From the Inside

The Village Voice 22 Oct 1970English

item doc

When I told Jeff Duncan that I wanted to write an article on his style - in honor of his Brooklyn Academy concerts - he said lightly, "If you figure out what it is, let me know." I thought later that very few contemporary choreographers start out with any idea of an individual style. They know what interests them, and the style follows.

Duncan is interested in people, singly and in humanity-hordes. This is probably why some years ago he chose to work with Anna Sokolow and why in certain of his own dances (particularly the humanity ones) her influence is visible.

His movement is partially a spin-off from his own tall, columnar body. He enjoys the feel of verticality - body pulled straight and high, arms hanging at the sides - and also the plunging away from it into fails and crouches. Sometimes the verticality is re-stated by alert drops to one knee or shoulder-stands. Thus the ground becomes charged in his dances: in his nature pieces, it is benevolent, magical; in his violent or unhappy pieces, it often appears to be jolting or shifting.

He tends to steer away from what might look gimmicky. Arms are unusually neutral - hanging down straight or maybe held out to the sideuntil they are needed for hanging on to something or, very occasionally, for a specific dramatic gesture. In most of his group dances he seems to avoid complex phrases of movement in favor of repeating chains (leaps, piques, turns) punctuated by encounters between dancers or single contrasting moments.

Before I ever performed in his dances, I was most impressed by a sensitivity he has for the flow of group energy. It has something to do with musicality too, I suppose. In his group works (Statement is one that appeared on the Brooklyn program), the changes in the flow and direction of energy are handled very sensitively and very theatrically as well. just recently I noticed an interesting point: this energy is almost always the same for everyone within the group. They all feel it. Even though specific movements may be different, it is as if the same tide has them in its grip. This, I think, is what gives the humanity-hordes effect - a metaphor for the human condition that we all share.
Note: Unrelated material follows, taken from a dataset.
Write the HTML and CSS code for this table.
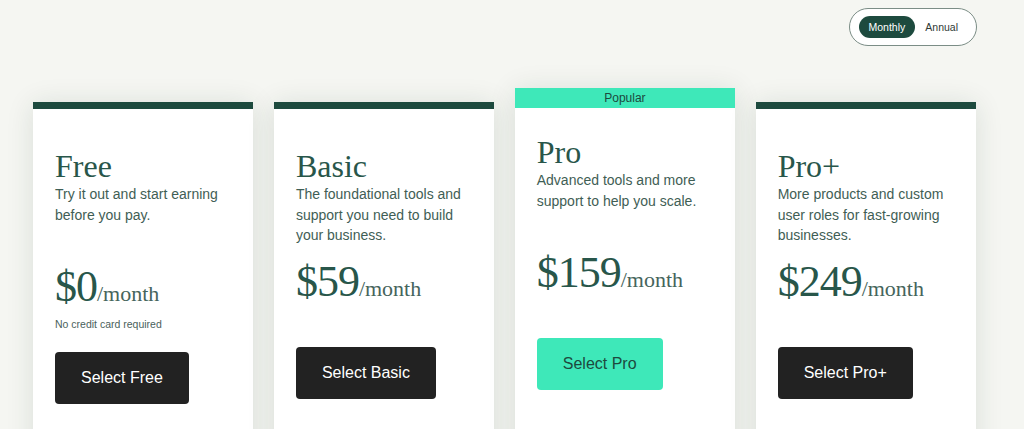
FILE: index.html
```html
<!DOCTYPE html>
<html lang="en">
<head>
<meta charset="utf-8">
<title>Pricing</title>
<link rel="stylesheet" href="styles.css">
</head>
<body>
<div class="page">
  <div class="toolbar">
    <div class="billing-toggle">
      <span class="billing-option billing-option--active">Monthly</span>
      <span class="billing-option">Annual</span>
    </div>
  </div>
  <div class="plans">
    <div class="plan">
      <div class="plan-bar"></div>
      <div class="plan-body">
        <h2 class="plan-name">Free</h2>
        <p class="plan-desc">Try it out and start earning before you pay.</p>
        <div class="plan-price plan-price--low"><span class="plan-amount">$0</span><span class="plan-period">/month</span></div>
        <p class="plan-note">No credit card required</p>
        <a class="plan-btn">Select Free</a>
      </div>
    </div>
    <div class="plan">
      <div class="plan-bar"></div>
      <div class="plan-body">
        <h2 class="plan-name">Basic</h2>
        <p class="plan-desc">The foundational tools and support you need to build your business.</p>
        <div class="plan-price"><span class="plan-amount">$59</span><span class="plan-period">/month</span></div>
        <p class="plan-note"></p>
        <a class="plan-btn">Select Basic</a>
      </div>
    </div>
    <div class="plan plan--popular">
      <div class="plan-bar plan-bar--popular">Popular</div>
      <div class="plan-body">
        <h2 class="plan-name">Pro</h2>
        <p class="plan-desc">Advanced tools and more support to help you scale.</p>
        <div class="plan-price plan-price--low"><span class="plan-amount">$159</span><span class="plan-period">/month</span></div>
        <p class="plan-note"></p>
        <a class="plan-btn plan-btn--accent">Select Pro</a>
      </div>
    </div>
    <div class="plan">
      <div class="plan-bar"></div>
      <div class="plan-body">
        <h2 class="plan-name">Pro+</h2>
        <p class="plan-desc">More products and custom user roles for fast-growing businesses.</p>
        <div class="plan-price"><span class="plan-amount">$249</span><span class="plan-period">/month</span></div>
        <p class="plan-note"></p>
        <a class="plan-btn">Select Pro+</a>
      </div>
    </div>
  </div>
</div>
</body>
</html>
```

FILE: styles.css
```css
html, body {
  margin: 0;
  padding: 0;
  overflow: hidden;
  background: #f5f6f2;
}

body {
  font-family: "Liberation Sans", Arial, sans-serif;
  color: #3d5c53;
}

.page {
  width: 944px;
  margin-left: 33px;
  padding-top: 8px;
}

.toolbar {
  display: flex;
  justify-content: flex-end;
}

.billing-toggle {
  display: flex;
  align-items: center;
  border: 1px solid #7b8d86;
  border-radius: 999px;
  background: #ffffff;
  padding: 7px 8px 7px 9px;
}

.billing-option {
  display: flex;
  align-items: center;
  height: 22px;
  padding: 0 10px;
  border-radius: 999px;
  font-size: 10.5px;
  color: #2f3a36;
}

.billing-option--active {
  background: #1d4a3e;
  color: #ffffff;
}

.plans {
  display: flex;
  align-items: flex-start;
  gap: 20.5px;
  margin-top: 56px;
  margin-right: 1px;
}

.plan {
  flex: 1 1 0;
  background: #ffffff;
  box-shadow: 0 2px 26px rgba(22, 60, 45, 0.12);
}

.plan--popular {
  margin-top: -14px;
}

.plan-bar {
  height: 7px;
  background: #1d4a3e;
}

.plan-bar--popular {
  height: 20px;
  background: #3ee8b9;
  color: #1d4a3e;
  font-size: 12px;
  line-height: 20px;
  text-align: center;
}

.plan-body {
  padding: 39px 22px 80px;
}

.plan--popular .plan-body {
  padding-top: 26px;
}

.plan-name {
  margin: 0;
  font-family: "Liberation Serif", "Times New Roman", serif;
  font-weight: 400;
  font-size: 32px;
  line-height: 36px;
  color: #28564a;
}

.plan-desc {
  margin: 0;
  font-size: 14px;
  line-height: 20.5px;
  color: #3f5e55;
}

.plan-price {
  margin-top: 12px;
  font-family: "Liberation Serif", "Times New Roman", serif;
  line-height: 48px;
  height: 48px;
  white-space: nowrap;
}

.plan-price--low {
  margin-top: 38px;
}

.plan-amount {
  font-size: 44px;
  letter-spacing: -1px;
  color: #28564a;
}

.plan-period {
  font-size: 22px;
  color: #46655c;
}

.plan-note {
  margin: 5px 0 0;
  height: 16px;
  font-size: 10.5px;
  line-height: 16px;
  color: #4a625c;
}

.plan-btn {
  display: inline-flex;
  align-items: center;
  justify-content: center;
  height: 52px;
  margin-top: 20px;
  padding: 0 26px;
  border-radius: 4px;
  background: #222222;
  color: #ffffff;
  font-size: 16px;
  text-decoration: none;
}

.plan-btn--accent {
  background: #3ee8b9;
  color: #1d4a3e;
}
```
To me, some of his most effective movement as movement has come in those dances in which he was concerned with the individual or with a very specific situation. For instance, in his Winesburg Portraits, which I saw in 1964 and performed in in 1970, the movement for each of the character vignettes arises out of character and situation. Elmer Cowley, the kid who is considered "strange," performs stiff, twisting motions of his whole torso on a stationary base that expresses his locked-in feelings. The minister uses his fingers wriggling at his mouth as a desperate sermon. A lonely wife clenches and reclenches her hands with a sharp, dry noise. In Resonances (1969), Duncan also achieved some memorable movement. The dance is a suite of delicate, gentle little pieces-mostly solos. They seem designed to capture some quality of the dancers who first performed them. One section takes advantage of Lenore Latimer's long legs, the odd vulnerability of her knee and ankle joints. Another is made for Aaron Osborne's soft kind of strength and alert spine. And so on.

Diminishing Landscape, which I have always been in and never seen, has a first section that feels very distinctive because the movement arises out of a specific motivation-four people marching, covering ground together, with bodies poised for action and eyes focused on something outside them and all around them. Duncan's newest work, The Glade, also owes some very beautiful moments to movement that arises from a specific situation. (The dance may be some sort of landmark: the first male love duet, the first homosexual dance with a happy ending.) The dance begins in near darkness, a huddle of bodies just visible in the center. One of Olivier Messaien's Vingt Regards sur l'Enfant Jésus is played (and beautifully, by Ilene Furman) in its entirety before any movement takes place. This prelude is stormy; then the music becomes very delicate, and the two men (Ross Parkes and Daniel Maloney) make their first gestures. Still tangled together, slow and trusting, they stretch their arms to clasp hands. One leans over the other; the first to rise gently tumbles the other over his back so that they stand up together. The two men are nearly naked, dressed in skillfully designed (by Leor C. Warner) scraps of leather that give the effect of outlining some of their muscles. I found this whole opening very beautiful to watch. The dance is brief-an idealized pas de deux of male love in the way that a ballet pas de deux is of a particular sort of male-female relationship. The Glade even emphasizes parts of the body that might be considered beautiful in such an affair - the curve of the buttocks or the muscles of the shoulders. The two men seem to have some doubts and occasionally dance as if the world is holding them at bay. At the end, a slide of a starry sky is projected on the backdrop, suggesting that they are embarking on a kind of cosmic voyage.

This article is a kind of first too. Although I am obliged much of the time to write about the work of friends, colleagues, and even people who taught me how to dance, this is the first time I've tried to write anything about a choreographer right after a concert of his in which I appeared as a performer. There are certain things I can't talk about. For instance, in Vinculum, I feel a new spontaneity in Duncan's work, but I have no idea whether the work really appears free. Oh, well, I've always felt that this column should be called Inside Dance.